Bivariate analysis examined relationships between individual features and the target variable, **PerformanceRating**

###### 1. Continous Features

- Histograms with Hue (grouped by PerformanceRating) revealed trends like:

Employees with longer TotalWorkExperienceInYears generally had higher performance ratings.

DistanceFromHome showed no significant impact on performance, contrary to initial expectations.

###### 2. Categorical and Discrete Features

- Count Plots with Hue showed performance distributions across categories:

Employees working OverTime had lower performance ratings, suggesting burnout.

Higher JobSatisfaction was associated with better performance across all departments.

##### Multivariate Analysis

 Multivariate analysis was conducted to explore interactions between multiple continuous variables and their collective impact on performance:

 Pair Plots were generated for select continuous features like Age, EmpHourlyRate, YearsSinceLastPromotion, and TotalWorkExperienceInYears.

## 2.3 Model Selection and Evaluation

To build a predictive model for employee performance, several machine learning algorithms were tested and evaluated. The process included selecting models, tuning hyperparameters, and evaluating their performance using key metrics like accuracy, precision, recall and F1 score.

### Model Selection Process

###### 1. Algorithms Applied : 

A total of 12 algorithms were tested, including:

- Logistic Regression (Multinomial)

- Support Vector Machine (SVM)

- Decision Tree Classifier

- Random Forest Classifier

- Gradient Boosting Classifier

- K-Nearest Neighbors (KNN)

- AdaBoost Classifier

- CatBoost Classifier

- Multi-Layer Perceptron (MLP) Classifier

- Extra Trees Classifier

- Linear Discriminant Analysis (LDA)

- Quadratic Discriminant Analysis (QDA)

###### 2. Evaluation Metrics :

Models were evaluated based on the following metrics:

- Accuracy: Overall percentage of correct predictions.

- Precision: Ability to correctly identify positive instances.

- Recall: Ability to capture all positive instances.
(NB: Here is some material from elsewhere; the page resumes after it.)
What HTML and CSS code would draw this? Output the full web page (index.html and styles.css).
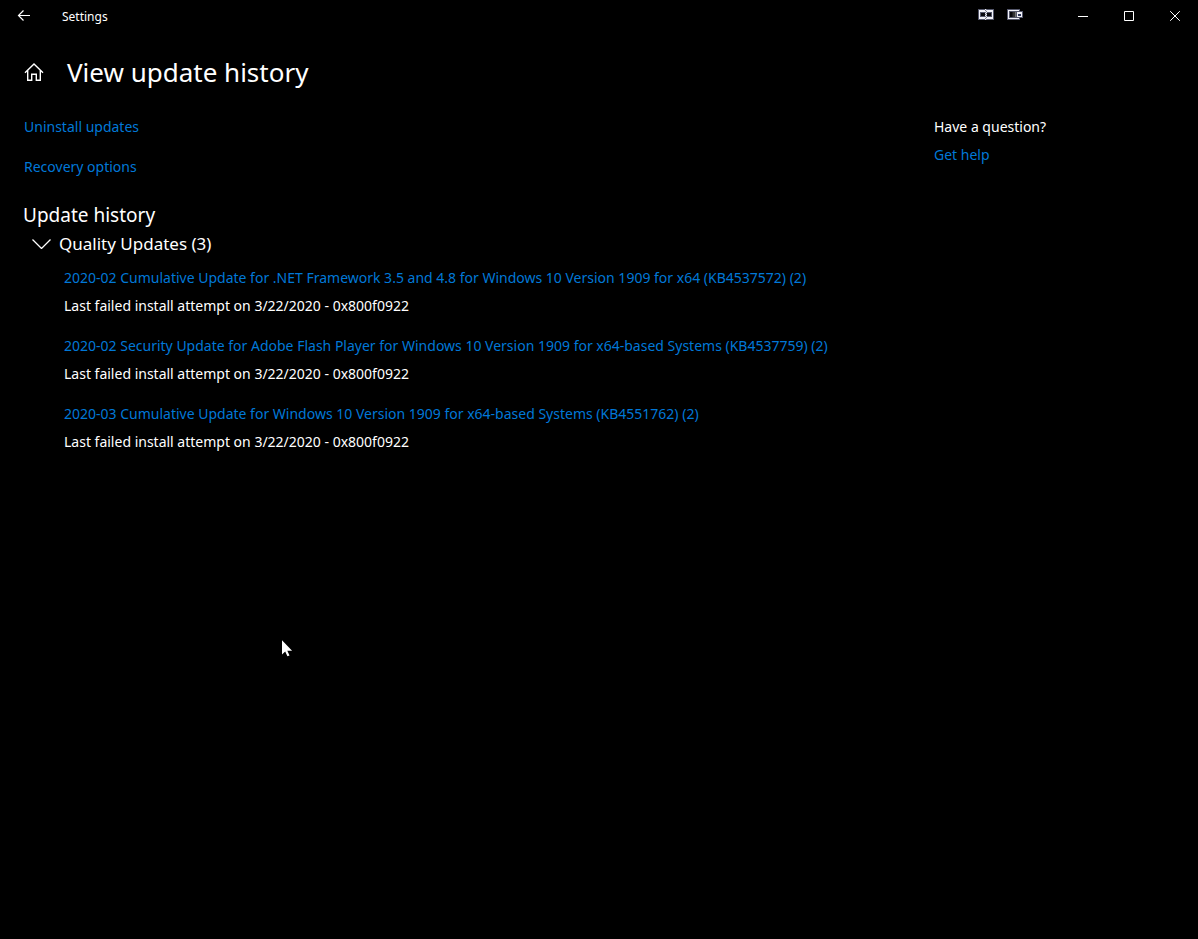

- F1-Score: Balance between precision and recall.


## Best-Performing Models

Among the 12 models, the following two algorithms demonstrated the best performance :

## 1. Random Forest Classifier

- **Untuned Accuracy : 93.3%**
- **Tuned Accuracy : 91.6%**

## 2. Gradient Boosting Classifier

- **Untuned Accuracy : 92.5%**
- **Tuned Accuracy : 92.5%**(consistent performance)

# Final Model Selection

The **Random Forest Classifier** was chosen as the final model due to its superior performance, interpretability, and robustness in handling the dataset's features.

# 3. SUMMARY

The project focused on achieving four main goals:

### 1. Department Wise Performance

- Data Science and Development have the highest ratings, indicating strong performance in these areas.
- Research & Development and Human Resources also show good performance.
- Finance and Sales have the lowest ratings, suggesting potential areas for improvement.
- Overall, the company maintains a consistent level of performance across departments.
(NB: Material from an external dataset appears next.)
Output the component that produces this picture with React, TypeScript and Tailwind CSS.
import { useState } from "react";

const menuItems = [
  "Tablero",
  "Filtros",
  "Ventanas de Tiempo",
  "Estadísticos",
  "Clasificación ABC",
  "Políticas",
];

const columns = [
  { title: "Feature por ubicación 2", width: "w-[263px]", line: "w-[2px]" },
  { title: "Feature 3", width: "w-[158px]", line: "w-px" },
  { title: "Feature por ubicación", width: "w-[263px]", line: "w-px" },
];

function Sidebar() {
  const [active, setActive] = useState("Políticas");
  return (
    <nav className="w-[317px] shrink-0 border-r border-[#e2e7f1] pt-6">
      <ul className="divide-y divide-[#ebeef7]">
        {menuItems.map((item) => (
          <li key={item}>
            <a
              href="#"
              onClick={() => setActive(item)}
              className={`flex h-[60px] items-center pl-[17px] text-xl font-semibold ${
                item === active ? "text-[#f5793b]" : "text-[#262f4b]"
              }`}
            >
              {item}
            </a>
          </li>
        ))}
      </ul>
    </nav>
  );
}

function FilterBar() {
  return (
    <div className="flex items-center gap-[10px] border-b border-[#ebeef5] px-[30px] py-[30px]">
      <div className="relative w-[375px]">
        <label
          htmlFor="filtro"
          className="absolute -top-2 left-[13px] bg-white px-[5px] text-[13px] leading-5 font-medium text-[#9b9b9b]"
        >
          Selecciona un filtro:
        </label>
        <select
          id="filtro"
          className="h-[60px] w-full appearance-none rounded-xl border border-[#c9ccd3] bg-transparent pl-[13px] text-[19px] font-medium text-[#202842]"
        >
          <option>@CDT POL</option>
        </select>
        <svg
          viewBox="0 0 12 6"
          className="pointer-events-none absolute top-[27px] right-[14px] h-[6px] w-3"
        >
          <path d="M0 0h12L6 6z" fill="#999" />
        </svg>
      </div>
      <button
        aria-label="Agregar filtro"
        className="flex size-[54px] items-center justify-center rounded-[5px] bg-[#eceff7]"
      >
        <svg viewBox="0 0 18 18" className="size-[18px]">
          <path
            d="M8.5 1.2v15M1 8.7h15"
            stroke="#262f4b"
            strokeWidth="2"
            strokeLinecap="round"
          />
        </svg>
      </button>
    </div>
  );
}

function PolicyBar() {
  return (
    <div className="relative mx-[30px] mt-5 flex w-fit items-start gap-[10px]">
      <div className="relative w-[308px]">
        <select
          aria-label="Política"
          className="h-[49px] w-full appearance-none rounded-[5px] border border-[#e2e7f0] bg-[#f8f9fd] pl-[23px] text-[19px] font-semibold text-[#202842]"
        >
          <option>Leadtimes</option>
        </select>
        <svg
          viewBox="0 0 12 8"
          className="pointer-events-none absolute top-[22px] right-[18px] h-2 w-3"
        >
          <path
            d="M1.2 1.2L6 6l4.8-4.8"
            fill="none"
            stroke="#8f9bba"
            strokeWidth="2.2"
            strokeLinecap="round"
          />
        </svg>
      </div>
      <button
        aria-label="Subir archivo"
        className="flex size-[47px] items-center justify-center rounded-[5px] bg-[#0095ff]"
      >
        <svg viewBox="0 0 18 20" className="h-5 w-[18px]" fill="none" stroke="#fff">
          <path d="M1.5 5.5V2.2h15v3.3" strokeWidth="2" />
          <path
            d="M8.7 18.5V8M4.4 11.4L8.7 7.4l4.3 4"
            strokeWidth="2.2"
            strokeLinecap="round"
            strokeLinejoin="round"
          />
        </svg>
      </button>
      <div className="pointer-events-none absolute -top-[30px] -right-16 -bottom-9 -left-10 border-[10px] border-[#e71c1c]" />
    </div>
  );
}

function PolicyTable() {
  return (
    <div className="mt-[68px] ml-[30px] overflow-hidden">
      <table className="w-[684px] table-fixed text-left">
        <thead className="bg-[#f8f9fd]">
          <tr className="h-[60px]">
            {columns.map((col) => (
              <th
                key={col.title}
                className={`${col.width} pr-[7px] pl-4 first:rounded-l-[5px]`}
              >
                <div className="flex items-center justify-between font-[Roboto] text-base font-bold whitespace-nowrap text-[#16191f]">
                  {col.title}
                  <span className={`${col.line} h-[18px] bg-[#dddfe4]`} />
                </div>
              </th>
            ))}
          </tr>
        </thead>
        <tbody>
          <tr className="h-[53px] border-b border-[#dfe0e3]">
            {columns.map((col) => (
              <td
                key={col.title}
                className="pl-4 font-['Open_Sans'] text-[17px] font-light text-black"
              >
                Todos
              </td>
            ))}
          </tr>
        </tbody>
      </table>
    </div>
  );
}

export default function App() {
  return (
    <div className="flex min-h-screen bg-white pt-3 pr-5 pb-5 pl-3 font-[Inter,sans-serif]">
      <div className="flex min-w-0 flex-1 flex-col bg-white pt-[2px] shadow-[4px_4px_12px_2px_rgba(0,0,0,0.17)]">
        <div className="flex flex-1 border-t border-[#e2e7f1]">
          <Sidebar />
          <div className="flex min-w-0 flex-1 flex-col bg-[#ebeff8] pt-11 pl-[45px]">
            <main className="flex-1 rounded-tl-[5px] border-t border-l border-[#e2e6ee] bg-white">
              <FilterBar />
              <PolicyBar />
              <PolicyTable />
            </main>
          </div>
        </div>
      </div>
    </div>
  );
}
### 2. Top 3 Factors Impacting Performance

**EmpLastSalaryHikePercent   
EmpEnvironmentSatisfaction    
YearsSinceLastPromotion**    
These features significantly influence the model's predictions. Other features like EmpJobRole and ExperienceYearsInCurrentRole also contribute, but to a lesser extent. Many features at the bottom have negligible importance.

### 3. Developing a Predictive Model

Built and evaluated 12 machine learning models to predict employee performance, with the **Random Forest Classifier** achieving the best accuracy of 93.3%

### 4.Recommendations

######  Enhance Employee Satisfaction and Engagement :

- Regular Feedback and Recognition: Implement a system for frequent feedback and recognition to boost morale and motivation.
- Work-Life Balance Initiatives: Promote work-life balance through flexible work arrangements and wellness programs.
- Employee Development Programs: Invest in training and development opportunities to enhance skills and knowledge.
- Transparent Communication: Foster open communication channels to address concerns and build trust.

###### Optimize Performance Management :

- Clear Performance Expectations: Set clear and measurable performance goals.
- Regular Performance Reviews: Conduct regular performance reviews to provide feedback and identify areas for improvement.
- Performance-Based Incentives: Implement performance-based incentives to reward top performers.

###### Foster a Postivie Work Culture:

- Strong Leadership: Provide strong leadership and mentorship to guide and inspire employees.
- Team Building Activities: Organize team-building activities to improve collaboration and teamwork.
- Positive Workplace Environment: Create a positive and supportive work environment.

By implementing these strategies, INX Future Inc. can significantly boost employee performance and maintain its reputation as a top employer while improving client satisfaction and overall organizational success.